Required work: Could you copy exactly the lines from the start of the records through the one containing "string; sep?: boolean;", both included, and leave out the pictures?
# start of Entries provided
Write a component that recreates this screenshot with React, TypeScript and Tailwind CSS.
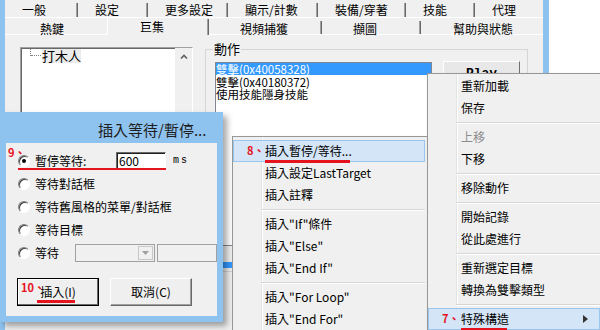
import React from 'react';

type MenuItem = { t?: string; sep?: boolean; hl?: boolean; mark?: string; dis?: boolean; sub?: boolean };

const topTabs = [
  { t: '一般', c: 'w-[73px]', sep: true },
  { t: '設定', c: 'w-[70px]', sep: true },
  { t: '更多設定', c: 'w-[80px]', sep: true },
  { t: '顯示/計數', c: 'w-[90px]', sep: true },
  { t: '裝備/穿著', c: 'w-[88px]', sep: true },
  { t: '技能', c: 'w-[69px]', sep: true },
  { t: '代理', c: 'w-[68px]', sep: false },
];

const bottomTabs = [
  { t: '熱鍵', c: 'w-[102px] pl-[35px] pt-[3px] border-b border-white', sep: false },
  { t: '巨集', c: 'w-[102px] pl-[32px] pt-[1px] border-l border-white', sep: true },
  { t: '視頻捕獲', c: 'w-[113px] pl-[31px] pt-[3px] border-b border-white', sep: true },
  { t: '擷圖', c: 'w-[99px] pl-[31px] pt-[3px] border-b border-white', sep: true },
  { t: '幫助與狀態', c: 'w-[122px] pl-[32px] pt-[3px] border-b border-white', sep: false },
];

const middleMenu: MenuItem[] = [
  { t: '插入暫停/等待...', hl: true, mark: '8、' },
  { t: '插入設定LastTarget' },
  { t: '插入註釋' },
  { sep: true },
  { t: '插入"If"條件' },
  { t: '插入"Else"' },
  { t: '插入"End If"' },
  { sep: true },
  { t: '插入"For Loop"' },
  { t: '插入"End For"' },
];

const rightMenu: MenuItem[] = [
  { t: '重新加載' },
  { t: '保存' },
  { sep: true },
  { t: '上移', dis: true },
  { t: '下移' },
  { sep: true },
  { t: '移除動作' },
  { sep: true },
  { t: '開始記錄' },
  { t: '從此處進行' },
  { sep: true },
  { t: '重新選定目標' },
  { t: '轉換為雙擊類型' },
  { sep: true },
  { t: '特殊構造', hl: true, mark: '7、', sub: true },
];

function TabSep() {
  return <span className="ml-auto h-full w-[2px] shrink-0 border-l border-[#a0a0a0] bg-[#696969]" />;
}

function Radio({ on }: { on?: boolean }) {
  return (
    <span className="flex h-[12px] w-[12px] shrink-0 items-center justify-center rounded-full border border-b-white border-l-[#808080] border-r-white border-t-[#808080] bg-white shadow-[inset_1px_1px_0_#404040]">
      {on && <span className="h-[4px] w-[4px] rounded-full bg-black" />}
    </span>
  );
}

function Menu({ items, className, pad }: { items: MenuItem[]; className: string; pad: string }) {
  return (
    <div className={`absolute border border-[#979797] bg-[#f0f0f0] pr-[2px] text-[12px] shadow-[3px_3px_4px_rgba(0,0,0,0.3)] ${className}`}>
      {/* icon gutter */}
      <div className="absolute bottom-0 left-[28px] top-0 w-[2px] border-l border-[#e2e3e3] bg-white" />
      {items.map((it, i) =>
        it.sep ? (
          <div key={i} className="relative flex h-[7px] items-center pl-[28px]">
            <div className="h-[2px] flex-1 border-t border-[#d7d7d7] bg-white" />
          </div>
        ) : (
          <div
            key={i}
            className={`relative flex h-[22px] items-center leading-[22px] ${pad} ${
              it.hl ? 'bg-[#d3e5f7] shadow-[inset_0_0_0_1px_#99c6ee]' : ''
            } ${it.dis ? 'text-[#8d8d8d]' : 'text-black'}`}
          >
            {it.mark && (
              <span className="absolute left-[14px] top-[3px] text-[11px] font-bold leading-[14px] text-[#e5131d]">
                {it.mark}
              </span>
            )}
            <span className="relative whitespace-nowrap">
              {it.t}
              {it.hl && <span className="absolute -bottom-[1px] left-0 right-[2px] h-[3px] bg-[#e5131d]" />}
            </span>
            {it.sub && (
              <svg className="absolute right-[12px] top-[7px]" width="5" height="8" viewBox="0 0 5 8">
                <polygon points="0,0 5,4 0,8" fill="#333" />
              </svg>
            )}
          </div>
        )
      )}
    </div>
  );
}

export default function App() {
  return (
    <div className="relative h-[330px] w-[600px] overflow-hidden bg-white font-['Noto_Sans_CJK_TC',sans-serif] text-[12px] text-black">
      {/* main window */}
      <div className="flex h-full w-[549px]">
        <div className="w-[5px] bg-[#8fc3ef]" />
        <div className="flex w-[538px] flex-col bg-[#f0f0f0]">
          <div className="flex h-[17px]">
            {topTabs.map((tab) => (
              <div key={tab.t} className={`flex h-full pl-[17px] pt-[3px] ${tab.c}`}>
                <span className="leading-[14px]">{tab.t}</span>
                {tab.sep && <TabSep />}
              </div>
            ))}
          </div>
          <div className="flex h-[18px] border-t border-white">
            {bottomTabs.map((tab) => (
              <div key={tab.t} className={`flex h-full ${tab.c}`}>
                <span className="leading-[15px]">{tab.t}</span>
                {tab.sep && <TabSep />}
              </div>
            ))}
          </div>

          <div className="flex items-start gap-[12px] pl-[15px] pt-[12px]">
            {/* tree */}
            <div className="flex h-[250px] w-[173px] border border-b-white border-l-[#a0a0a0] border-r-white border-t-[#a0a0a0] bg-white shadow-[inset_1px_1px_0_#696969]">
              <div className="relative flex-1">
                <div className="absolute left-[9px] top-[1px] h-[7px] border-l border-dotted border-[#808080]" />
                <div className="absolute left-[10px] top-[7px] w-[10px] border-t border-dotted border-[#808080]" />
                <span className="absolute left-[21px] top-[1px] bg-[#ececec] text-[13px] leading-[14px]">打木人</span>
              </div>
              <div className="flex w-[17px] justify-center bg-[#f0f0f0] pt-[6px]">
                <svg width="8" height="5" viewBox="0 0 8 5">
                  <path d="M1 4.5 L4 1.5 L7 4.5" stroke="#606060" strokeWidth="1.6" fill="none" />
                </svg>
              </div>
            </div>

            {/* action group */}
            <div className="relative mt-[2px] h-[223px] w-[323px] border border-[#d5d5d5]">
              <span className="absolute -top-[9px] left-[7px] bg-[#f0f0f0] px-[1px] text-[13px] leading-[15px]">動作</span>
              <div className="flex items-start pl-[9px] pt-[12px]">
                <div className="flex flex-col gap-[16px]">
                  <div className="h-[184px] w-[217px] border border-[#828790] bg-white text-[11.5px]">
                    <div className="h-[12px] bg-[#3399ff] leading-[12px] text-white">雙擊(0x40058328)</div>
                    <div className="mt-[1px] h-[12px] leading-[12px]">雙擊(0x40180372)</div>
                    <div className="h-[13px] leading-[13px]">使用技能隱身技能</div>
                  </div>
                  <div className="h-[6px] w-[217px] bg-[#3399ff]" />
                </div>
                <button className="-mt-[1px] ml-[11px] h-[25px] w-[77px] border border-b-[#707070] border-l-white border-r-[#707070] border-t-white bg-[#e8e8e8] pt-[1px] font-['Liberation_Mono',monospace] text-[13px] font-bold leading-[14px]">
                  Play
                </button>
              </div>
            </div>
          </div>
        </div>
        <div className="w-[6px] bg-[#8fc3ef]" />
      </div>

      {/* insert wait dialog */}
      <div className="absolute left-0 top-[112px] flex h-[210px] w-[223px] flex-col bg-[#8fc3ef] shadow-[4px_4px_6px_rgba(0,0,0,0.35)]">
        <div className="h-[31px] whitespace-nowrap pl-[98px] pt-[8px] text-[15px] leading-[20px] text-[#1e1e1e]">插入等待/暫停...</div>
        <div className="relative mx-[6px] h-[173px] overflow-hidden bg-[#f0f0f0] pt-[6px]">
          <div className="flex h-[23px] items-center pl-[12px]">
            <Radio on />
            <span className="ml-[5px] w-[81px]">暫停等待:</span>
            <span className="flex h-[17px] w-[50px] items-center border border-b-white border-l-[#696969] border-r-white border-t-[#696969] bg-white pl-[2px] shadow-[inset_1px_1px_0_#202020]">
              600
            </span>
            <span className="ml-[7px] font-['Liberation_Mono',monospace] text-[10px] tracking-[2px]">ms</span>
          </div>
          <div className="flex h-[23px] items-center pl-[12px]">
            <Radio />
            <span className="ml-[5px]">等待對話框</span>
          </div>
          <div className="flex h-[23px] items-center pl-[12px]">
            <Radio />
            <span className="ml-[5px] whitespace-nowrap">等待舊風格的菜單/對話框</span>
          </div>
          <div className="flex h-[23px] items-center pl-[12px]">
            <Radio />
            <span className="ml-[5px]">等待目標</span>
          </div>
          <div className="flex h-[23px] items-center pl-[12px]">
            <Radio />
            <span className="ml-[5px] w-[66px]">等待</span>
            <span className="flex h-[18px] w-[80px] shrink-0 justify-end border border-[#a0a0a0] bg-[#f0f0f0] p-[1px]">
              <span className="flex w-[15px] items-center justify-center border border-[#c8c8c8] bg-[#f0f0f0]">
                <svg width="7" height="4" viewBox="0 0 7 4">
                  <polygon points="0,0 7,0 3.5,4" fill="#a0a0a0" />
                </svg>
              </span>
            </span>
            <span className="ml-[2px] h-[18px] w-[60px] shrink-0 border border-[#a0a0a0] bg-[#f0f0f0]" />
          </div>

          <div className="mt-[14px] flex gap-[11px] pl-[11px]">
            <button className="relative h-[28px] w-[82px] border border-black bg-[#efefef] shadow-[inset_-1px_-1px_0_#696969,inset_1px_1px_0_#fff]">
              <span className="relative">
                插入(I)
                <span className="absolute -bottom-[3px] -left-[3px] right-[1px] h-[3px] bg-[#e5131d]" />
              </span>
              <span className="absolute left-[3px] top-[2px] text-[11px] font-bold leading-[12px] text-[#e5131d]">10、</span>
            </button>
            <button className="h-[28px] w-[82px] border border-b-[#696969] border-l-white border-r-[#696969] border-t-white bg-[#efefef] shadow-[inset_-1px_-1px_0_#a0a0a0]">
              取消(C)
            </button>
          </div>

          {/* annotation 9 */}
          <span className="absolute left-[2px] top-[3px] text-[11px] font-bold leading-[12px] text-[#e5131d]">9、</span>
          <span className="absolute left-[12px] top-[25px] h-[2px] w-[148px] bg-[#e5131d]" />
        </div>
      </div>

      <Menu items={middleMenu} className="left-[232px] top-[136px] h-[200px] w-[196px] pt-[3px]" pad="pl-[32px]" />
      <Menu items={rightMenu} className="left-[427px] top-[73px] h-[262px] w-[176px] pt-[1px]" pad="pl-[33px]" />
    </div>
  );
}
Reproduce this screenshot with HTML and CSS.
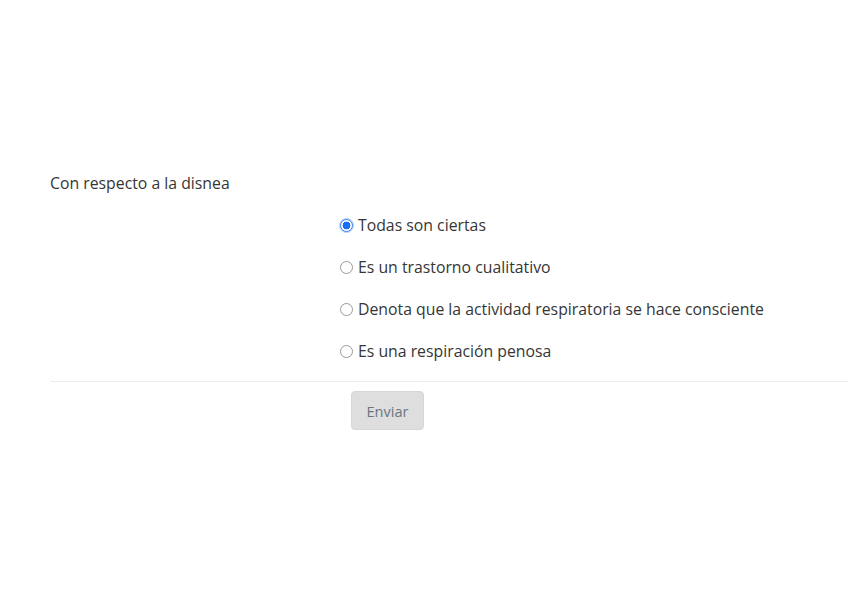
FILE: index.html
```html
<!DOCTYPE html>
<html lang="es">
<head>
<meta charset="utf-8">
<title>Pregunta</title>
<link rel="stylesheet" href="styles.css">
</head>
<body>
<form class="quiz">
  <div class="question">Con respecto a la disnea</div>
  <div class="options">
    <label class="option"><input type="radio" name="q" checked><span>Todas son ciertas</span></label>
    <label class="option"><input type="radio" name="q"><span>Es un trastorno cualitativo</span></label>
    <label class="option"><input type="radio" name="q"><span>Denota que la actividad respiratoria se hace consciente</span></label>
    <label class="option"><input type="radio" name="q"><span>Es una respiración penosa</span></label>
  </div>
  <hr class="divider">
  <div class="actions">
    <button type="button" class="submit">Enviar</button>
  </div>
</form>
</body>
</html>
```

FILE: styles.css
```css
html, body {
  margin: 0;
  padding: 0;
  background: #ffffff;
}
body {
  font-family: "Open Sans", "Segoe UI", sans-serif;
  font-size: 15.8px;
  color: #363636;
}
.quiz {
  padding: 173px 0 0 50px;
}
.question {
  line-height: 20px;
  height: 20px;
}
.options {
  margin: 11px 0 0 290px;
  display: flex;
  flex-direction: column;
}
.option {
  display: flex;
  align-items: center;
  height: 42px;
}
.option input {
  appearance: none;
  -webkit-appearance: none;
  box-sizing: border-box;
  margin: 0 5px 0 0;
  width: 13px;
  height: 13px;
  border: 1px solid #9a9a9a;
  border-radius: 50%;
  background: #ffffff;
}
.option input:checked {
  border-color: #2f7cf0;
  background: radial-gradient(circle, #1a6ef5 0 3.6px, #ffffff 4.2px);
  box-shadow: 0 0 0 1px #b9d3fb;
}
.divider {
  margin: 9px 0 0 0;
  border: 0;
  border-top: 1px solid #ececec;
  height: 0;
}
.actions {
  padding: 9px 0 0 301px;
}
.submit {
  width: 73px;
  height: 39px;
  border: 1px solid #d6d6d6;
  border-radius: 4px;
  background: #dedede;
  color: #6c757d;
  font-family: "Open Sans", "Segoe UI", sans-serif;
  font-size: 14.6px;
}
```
# end of Entries provided
Reply to the exercise:
Write a component that recreates this screenshot with React, TypeScript and Tailwind CSS.
import React from 'react';

type MenuItem = { t?: string; sep?: boolean; hl?: boolean; mark?: string; dis?: boolean; sub?: boolean };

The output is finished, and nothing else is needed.